- 6.30 with George Negus logo
- Also known as: 6PM with George Negus (until 4 April 2011)
- Presented by: George Negus (Monday – Thursday); Hugh Riminton or Hamish Macdonald (Friday);
- Country of origin: Australia
- Original language: English
- No. of seasons: 1
- No. of episodes: 200

Production
- Executive producer: Tony Ritchie
- Producer: Ten News
- Production locations: Sydney, New South Wales, Australia
- Running time: 30 minutes

Original release
- Network: Network Ten
- Release: 24 January – 28 October 2011

= 6.30 with George Negus =

2011 Australian news TV series

6.30 with George Negus is an Australian television current affairs program that was broadcast on Network Ten. It aired at 6:30 pm from Monday to Friday and was presented by George Negus (Monday – Thursday) and Hugh Riminton or Hamish Macdonald (Friday) from the TEN studios in Pyrmont, Sydney.

It premiered at 6:00 pm on 24 January 2011. On 19 October 2011 Network Ten officially announced that 6.30 with George Negus had been cancelled as a result of low ratings. The final episode of the series aired on 28 October 2011 in what was the show's 200th episode. The series was replaced by an extended version of The 7PM Project which was consequently retitled as The Project.

==History==
In August 2010, Network Ten announced that it would spend an additional $20 million per year to strengthen its news and current affairs output. Those changes included launching a 6pm national current affairs program, followed by local half-hour news bulletins at 6:30pm.

On 8 October 2010, it was announced that George Negus would leave SBS's Dateline to join Network Ten. Negus confirmed a day later that he would be hosting Ten's new 6pm program.

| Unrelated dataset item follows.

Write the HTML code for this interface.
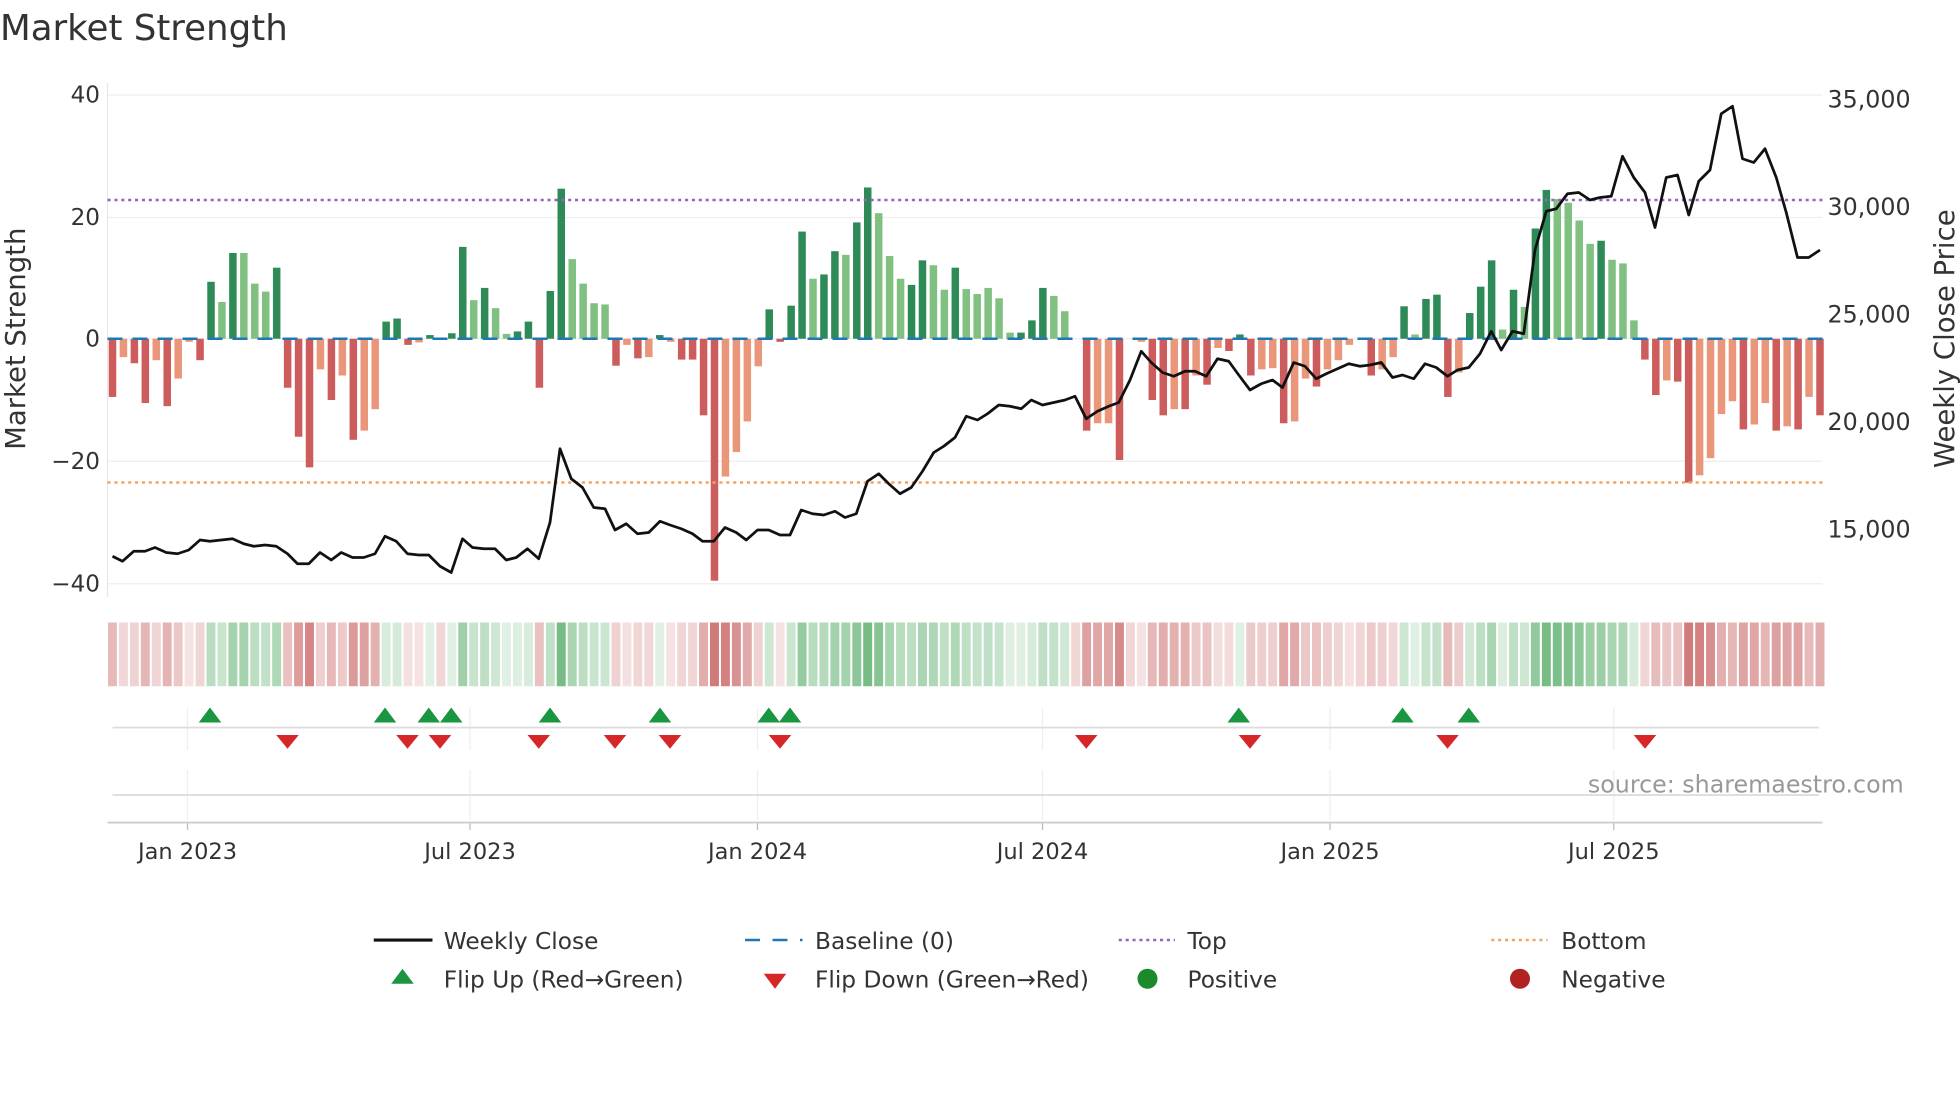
<!DOCTYPE html>
<html><head><meta charset="utf-8"><style>
html,body{margin:0;padding:0;background:#fff;width:1960px;height:1102px;overflow:hidden}
svg{display:block}
text{font-family:"DejaVu Sans","Liberation Sans",sans-serif;fill:#333}
</style></head><body>
<svg id="s" width="1960" height="1102" viewBox="0 0 1568 881.6" xmlns="http://www.w3.org/2000/svg">
<text x="0" y="32" font-size="28.5">Market Strength</text>
<g id="grid"></g>
<line x1="86" y1="66" x2="86" y2="478" stroke="#e6e6e6" stroke-width="1"/>
<g font-size="18.5" text-anchor="end">
<text x="80" y="82">40</text><text x="80" y="180">20</text><text x="80" y="277">0</text><text x="80" y="375">−20</text><text x="80" y="473">−40</text>
</g>
<g font-size="19" text-anchor="start">
<text x="1462" y="86">35,000</text><text x="1462" y="172">30,000</text><text x="1462" y="258">25,000</text><text x="1462" y="344">20,000</text><text x="1462" y="430">15,000</text>
</g>
<text font-size="22" text-anchor="middle" transform="translate(20,271) rotate(-90)">Market Strength</text>
<text font-size="22" text-anchor="middle" transform="translate(1563,271) rotate(-90)">Weekly Close Price</text>
<g id="bars"></g>
<line x1="86" y1="160" x2="1458" y2="160" stroke="#9467bd" stroke-width="2" stroke-dasharray="2.5,3"/>
<line x1="86" y1="386" x2="1458" y2="386" stroke="#f4a460" stroke-width="2" stroke-dasharray="2.5,3"/>
<line x1="86" y1="271" x2="1458" y2="271" stroke="#1f77b4" stroke-width="2" stroke-dasharray="12,8"/>
<polyline id="price" fill="none" stroke="#111" stroke-width="2.2" stroke-linejoin="round"/>
<g id="heat"></g>
<g id="vg" stroke="#eee" stroke-width="1"></g>
<line x1="90" y1="582" x2="1455" y2="582" stroke="#ddd" stroke-width="1.5"/>
<line x1="90" y1="636" x2="1455" y2="636" stroke="#ddd" stroke-width="1.5"/>
<line x1="86" y1="658" x2="1458" y2="658" stroke="#ccc" stroke-width="1.5"/>
<g id="mk"></g>
<text x="1523" y="634" font-size="19" text-anchor="end" style="fill:#999">source: sharemaestro.com</text>
<g font-size="18" text-anchor="middle">
<text x="150" y="687">Jan 2023</text><text x="376" y="687">Jul 2023</text><text x="606" y="687">Jan 2024</text><text x="834" y="687">Jul 2024</text><text x="1064" y="687">Jan 2025</text><text x="1291" y="687">Jul 2025</text>
</g>
<g font-size="18.6">
<line x1="299" y1="752" x2="346" y2="752" stroke="#111" stroke-width="2.5"/><text x="355" y="759">Weekly Close</text>
<line x1="596" y1="752" x2="642" y2="752" stroke="#1f77b4" stroke-width="2" stroke-dasharray="12,10"/><text x="652" y="759">Baseline (0)</text>
<line x1="895" y1="752" x2="940" y2="752" stroke="#9467bd" stroke-width="2" stroke-dasharray="2.5,3"/><text x="950" y="759">Top</text>
<line x1="1193" y1="752" x2="1238" y2="752" stroke="#f4a460" stroke-width="2" stroke-dasharray="2.5,3"/><text x="1249" y="759">Bottom</text>
<polygon points="313,787 322,775 331,787" fill="#1a9641"/><text x="355" y="790">Flip Up (Red→Green)</text>
<polygon points="611,779 629,779 620,791" fill="#d62728"/><text x="652" y="790">Flip Down (Green→Red)</text>
<circle cx="918" cy="783" r="8" fill="#1a8a2a"/><text x="950" y="790">Positive</text>
<circle cx="1216" cy="783" r="8" fill="#b22222"/><text x="1249" y="790">Negative</text>
</g>
</svg>
<script>
var NS="http://www.w3.org/2000/svg";
function el(t,a,p){var e=document.createElementNS(NS,t);for(var k in a)e.setAttribute(k,a[k]);document.getElementById(p).appendChild(e);return e;}
[76,174,271,369,467].forEach(function(y){el("line",{x1:86,y1:y,x2:1458,y2:y,stroke:"#eee","stroke-width":1},"grid")});
var B="-9.5d,-3l,-4d,-10.5d,-3.5l,-11d,-6.5l,-0.5l,-3.5d,9.3d,6l,14d,14l,9l,7.7l,11.6d,-8d,-16d,-21d,-5l,-10d,-6l,-16.5d,-15l,-11.5l,2.8d,3.3d,-1d,-0.6l,0.6d,0l,0.9d,15d,6.3l,8.3d,5l,0.8l,1.2d,2.8d,-8d,7.8d,24.5d,13l,9l,5.8l,5.6l,-4.4d,-1l,-3.2d,-3l,0.6d,-0.5l,-3.4d,-3.4d,-12.5d,-39.5d,-22.5l,-18.5l,-13.5l,-4.5l,4.8d,-0.5d,5.4d,17.5d,9.8l,10.5d,14.3d,13.7l,19d,24.7d,20.5l,13.5l,9.8l,8.8d,12.8d,12l,8l,11.6d,8.1l,7.3l,8.3l,6.6l,1l,1d,3d,8.3d,7l,4.5l,0l,-15d,-13.8l,-13.8l,-19.8d,0l,-0.5l,-10d,-12.5d,-11.5l,-11.5d,-6l,-7.5d,-1.5l,-2d,0.7d,-6d,-5l,-4.8l,-13.8d,-13.5l,-6.5l,-7.8d,-5l,-3.5l,-1l,0l,-6d,-5l,-3l,5.3d,0.7l,6.5d,7.2d,-9.5d,-5.5l,4.2d,8.5d,12.8d,1.5l,8d,5.2l,18d,24.3d,22.8l,22.2l,19.3l,15.5l,16d,12.9l,12.3l,3l,-3.4d,-9.2d,-6.8l,-7d,-23.5d,-22.3l,-19.5l,-12.3l,-10.2l,-14.8d,-14l,-10.5l,-15d,-14.3l,-14.8d,-9.5l,-12.5d".split(",");
var dx=(1456-90)/156;
B.forEach(function(s,i){var v=parseFloat(s),d=s.slice(-1)=="d",x=90+i*dx;
 var c=v>=0?(d?"#2e8b57":"#80c080"):(d?"#cd5c5c":"#e9967a");
 var y0=271,y1=271-v*4.9;
 if(Math.abs(v)>0.05)el("rect",{x:x-3,y:Math.min(y0,y1),width:6,height:Math.abs(y1-y0),fill:c},"bars");
 var m=Math.min(1,0.2+Math.abs(v)/30);
 var hc=v>0?"rgba(60,160,80,"+(m*0.7)+")":"rgba(190,70,70,"+(m*0.72)+")";
 if(v==0)hc="rgba(190,70,70,0.22)";
 el("rect",{x:x-3.6,y:498,width:dx-1.6,height:51,fill:hc},"heat");
});
var P="90:445,98:449,107:441,116:441,124:438,133:442,142:443,151:440,160:432,168:433,177:432,186:431,195:435,203:437,212:436,221:437,230:443,238:451,247:451,256:442,265:448,273:442,282:446,291:446,300:443,308:429,317:433,326:443,335:444,343:444,352:453,361:458,370:431,378:438,387:439,396:439,405:448,413:446,422:439,431:447,440:418,448:359,457:383,466:390,475:406,484:407,492:424,501:419,510:427,519:426,528:417,536:420,545:423,554:427,562:433,571:433,580:422,589:426,597:432,606:424,615:424,624:428,632:428,641:408,650:411,659:412,668:409,676:414,685:411,694:385,703:379,711:387,720:395,729:390,738:377,747:362,755:357,764:350,773:333,782:336,790:331,799:324,808:325,817:327,825:320,834:324,843:322,852:320,860:317,869:335,878:329,887:325,895:322,904:304,913:281,921:290,930:298,939:301,948:297,956:297,965:301,974:287,983:289,991:300,1000:312,1009:307,1018:304,1026:310,1035:290,1044:293,1053:303,1061:299,1070:295,1079:291,1088:293,1096:292,1105:290,1114:302,1122:300,1131:303,1140:291,1149:294,1158:301,1166:296,1175:294,1184:283,1193:265,1201:280,1210:265,1219:267,1228:200,1237:169,1245:167,1254:155,1263:154,1272:160,1280:158,1289:157,1298:125,1307:142,1316:154,1324:182,1333:142,1342:140,1351:172,1359:145,1368:136,1377:91,1386:85,1394:127,1403:130,1412:119,1421:142,1429:170,1438:206,1447:206,1456:200";
document.getElementById("price").setAttribute("points",P.replace(/:/g,","," ").split(",").join(" ").replace(/(\d+) (\d+)/g,"$1,$2"));
[150,376,606,834,1064,1291].forEach(function(x){el("line",{x1:x,y1:566,x2:x,y2:600},"vg");el("line",{x1:x,y1:616,x2:x,y2:656},"vg");el("line",{x1:x,y1:658,x2:x,y2:664,stroke:"#bbb"},"vg")});
[168,308,343,361,440,528,615,632,991,1122,1175].forEach(function(x){el("polygon",{points:(x-9)+",578 "+x+",566 "+(x+9)+",578",fill:"#1a9641"},"mk")});
[230,326,352,431,492,536,624,869,1000,1158,1316].forEach(function(x){el("polygon",{points:(x-9)+",588 "+(x+9)+",588 "+x+",599",fill:"#d62728"},"mk")});
</script>
</body></html>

The first edition of 6PM with George Negus aired on Monday 24 January 2011.

In March 2011, Network Ten announced that it would be moving the program to 6:30pm in an effort to address persistently poor ratings for its early evening schedule. The changes, introduced on Monday 4 April 2011, led to Ten's local news bulletins at 5:00pm being extended by a further 30 minutes with Negus' program in direct competition with the Nine Network's A Current Affair and the Seven Network's Today Tonight.

On 19 October 2011, Network Ten announced that they had cancelled the program and replace it with an hour-long version of The 7PM Project, renamed The Project at 6:30pm after very poor ratings. The 200th and final ever edition of 6.30 with George Negus aired on Friday 28 October 2011.

==Reporters==
6.30 with George Neguss reporters included:
- Senior Foreign Correspondent: Hamish Macdonald
- Political Editor: Hugh Riminton
- Environment: Emily Rice
- Consumer: Eddy Meyer
- Sydney: Danielle Isdale
- Melbourne: Meggie Palmer
- Brisbane: Max Futcher
- United States: Emma Dallimore

==Reception==
The first episode of 6PM with George Negus aired on 24 January 2011 to an average of 605,000 viewers ranking it 18th for the day. This was over the half a million target set by the show's executive producer, Tony Ritchie. The program was third-placed in its timeslot behind Seven News and Nine News. Colin Vickery from the Herald Sun commented on how fast-paced the show was, but concluded that the show "got off to a serviceable start tonight – but it seriously needs to slow down and take the time to live up to it's [sic] host's promises". Tim Dick from the Sydney Morning Herald also noted the rushed nature of the show and stated that Negus "deserves more time".

Nightly ratings for the program deteriorated in the weeks following the first broadcast, with the program ranking outside the top 100 weekly programs from its third week onwards, and its average audience falling below 400,000 viewers each night. However, after the timeslot shift, by July 2011 audience numbers had risen and stabilised to just below 500,000 viewers each night.